Both characters are wonderfully rounded creations and are brought to vivid, vibrant life by two actors at the top of their game. Despite working consistently since 1960, Bruce Dern hasn't been front and centre for many, many years and he brings all of his years as a character actor of many wildly diverse roles to bear on a character who is weighed down by decades of his own experiences. Will Forte, on the other hand, has largely spent his career in comedy as a regular on Saturday Night Live for years and guest roles on more TV comedies than seemingly anyone else ever, so his nuanced, poignant dramatic work here is a real revelation.

This being an Alexander Payne movie, the plot is fairly simple and is there primarily to serve the characters and the themes that Payne is intent on exploring, but Nebraska may well have the best supporting cast of characters yet in one of his films.

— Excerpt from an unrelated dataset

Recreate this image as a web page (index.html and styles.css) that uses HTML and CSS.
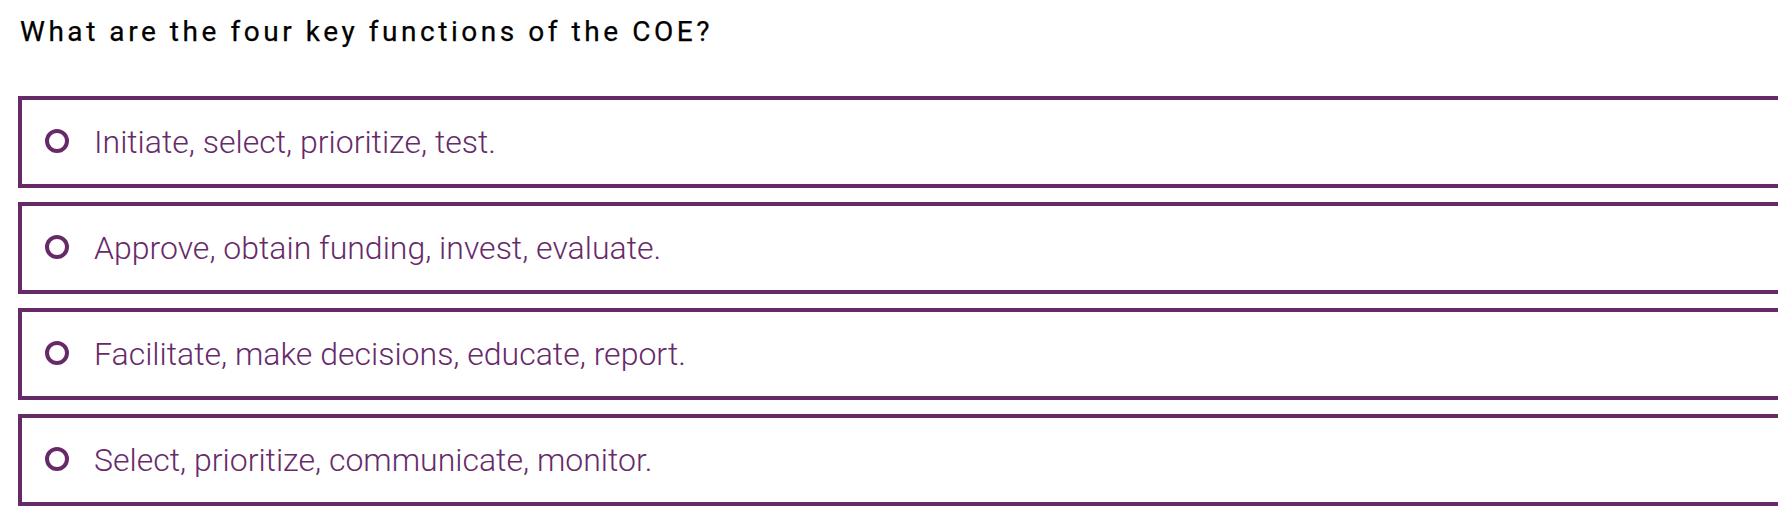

While David and Woody are very much front and centre, they are bolstered by at least a dozen beautifully rendered supporting characters. June Squibb has gotten most of the attention as Woody's long suffering, nagging but intensely loyal wife and she is utterly brilliant as the film's funniest, yet most sympathetic characters. Rounding out the family, we also have the always terrific Bob Odenkirk as David's far more successful and put together brother, Ross, who gets the least amount of screen time of the four but really makes the most of it.

Throughout the rest of the film we also meet Woody's extended family, as well as the many denizens of his childhood town and though none of these are as well rounded as the immediate Grant family, they're all memorably drawn – whether they're despicable, stupid and opportunistic or good-hearted, warm and sympathetic – and often very, very funny.

And then, of course, there is the most ubiquitous yet subtle characters in the film – the locations. It's not for nothing, after all, that this film is called Nebraska, rather than Woody and Dave and the stunning black and white cinematography conveys both the nostalgic, ye-old-America feel of these towns and the desolation and coldness that the 2008 recession wrought on the small businesses that make up America's quieter and lesser known settings.

Nebraska was nominated for countless awards this past awards season and it's easy to see why. It's a funny, melancholic and - in the most universal, non-religious sense – deeply spiritual little masterpiece of a film that is as sharply written as it is beautifully shot as it is expertly acted. It's great to be able to say this about yet another Oscars-contender: you don't want to miss this one.

Beautiful, funny, touching, poignant and brilliantly made: Nebraska is one of the best but most understated masterpiece to come from this past awards season.